Capital flows’ recovery continues to pick up pace
Global Real Estate Perspective, February 2021
Real estate capital markets saw a continued rebound in activity in the final quarter of 2020, with the pace of quarterly declines decelerating. Robust transaction volumes during Q4, which were down a moderate 21% year-on-year, helped push full-year volumes to US$762 billion. Western countries with sectoral diversity, scale and transparency led the recovery over the past three months, notably France, Germany and the United States. Investor interest gained momentum in gateway markets, particularly in Europe and Asia, as well as in growing talent hubs.

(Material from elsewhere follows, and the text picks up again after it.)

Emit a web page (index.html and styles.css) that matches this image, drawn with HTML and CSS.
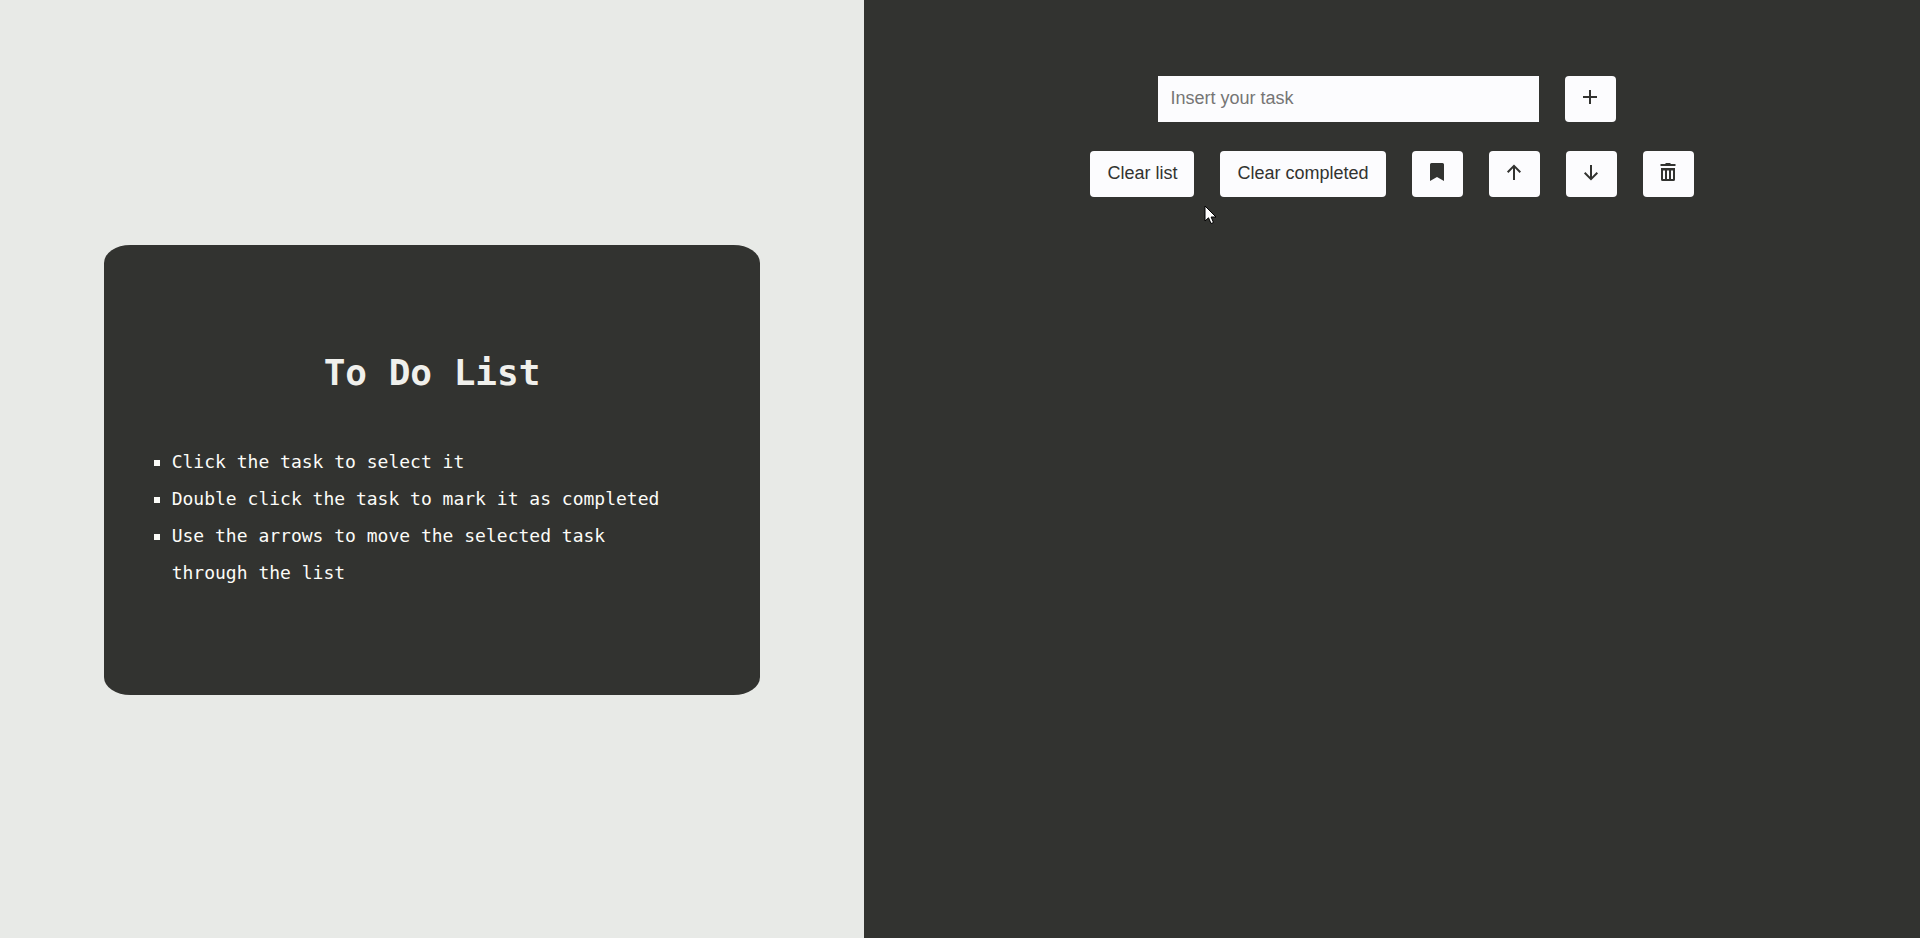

Travel restrictions continue to hinder long-haul, cross-border capital flows, except for global firms with local presence. As such, the inter-regional share of annual investment remained depressed in the fourth quarter and decreased to its lowest level since 2013, at 9.7%. COVID restrictions have favored domestic and intra-regional activity, with the latter reaching its the highest share since the global financial crisis, at 13.2% of volumes.
Desirable long-let, core product is driving activity gains and represented the largest share of closed transactions in 2020. This marks a noteworthy shift from a global market hungry for yield and deep in demand for value-add opportunities in prior years.

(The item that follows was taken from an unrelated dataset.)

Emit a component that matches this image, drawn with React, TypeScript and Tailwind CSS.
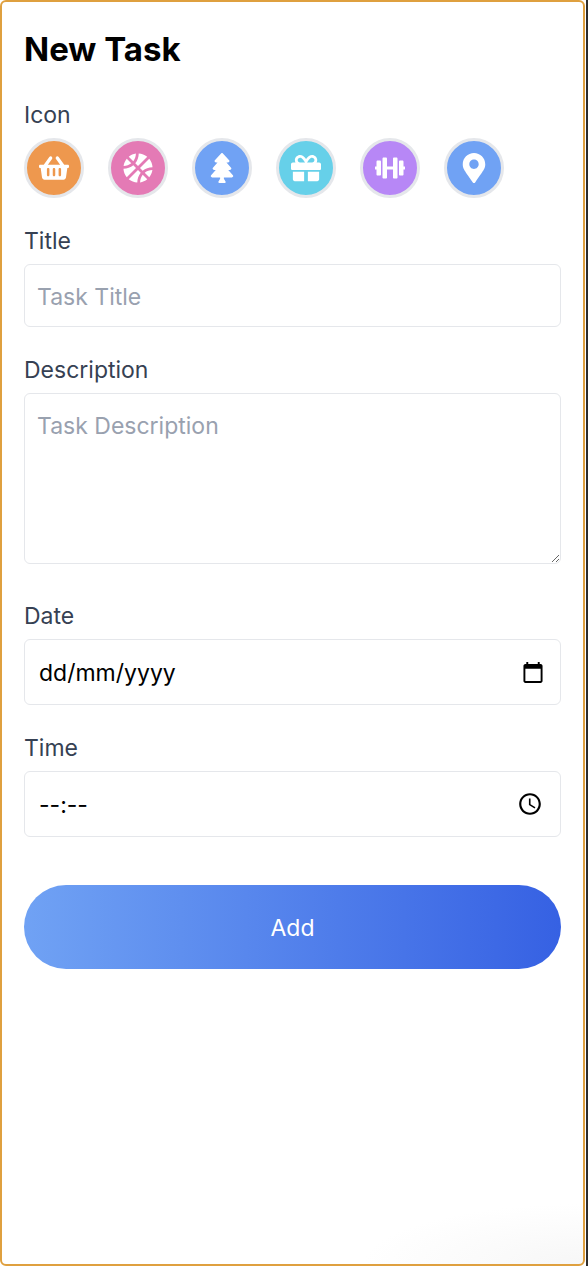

Capital is targeting sectors exhibiting income and operational stability, notably the logistics and multifamily sectors, as rent collections hold steady and secular tailwinds remain intact. That said, the office sector experienced a moderate recovery in investor sentiment during the final quarter of 2020, with activity expanding more broadly in global gateway markets.
A divergent appetite for risk remains prevalent with investors and lenders, with high-quality, core product seeing the deepest liquidity. Sectors offering growth or stability are experiencing more resilient pricing. However, as bid-ask spreads continue to converge and risk aversion begins to subside, broader gains are poised to accelerate, particularly in segments of the office, retail and hospitality sectors.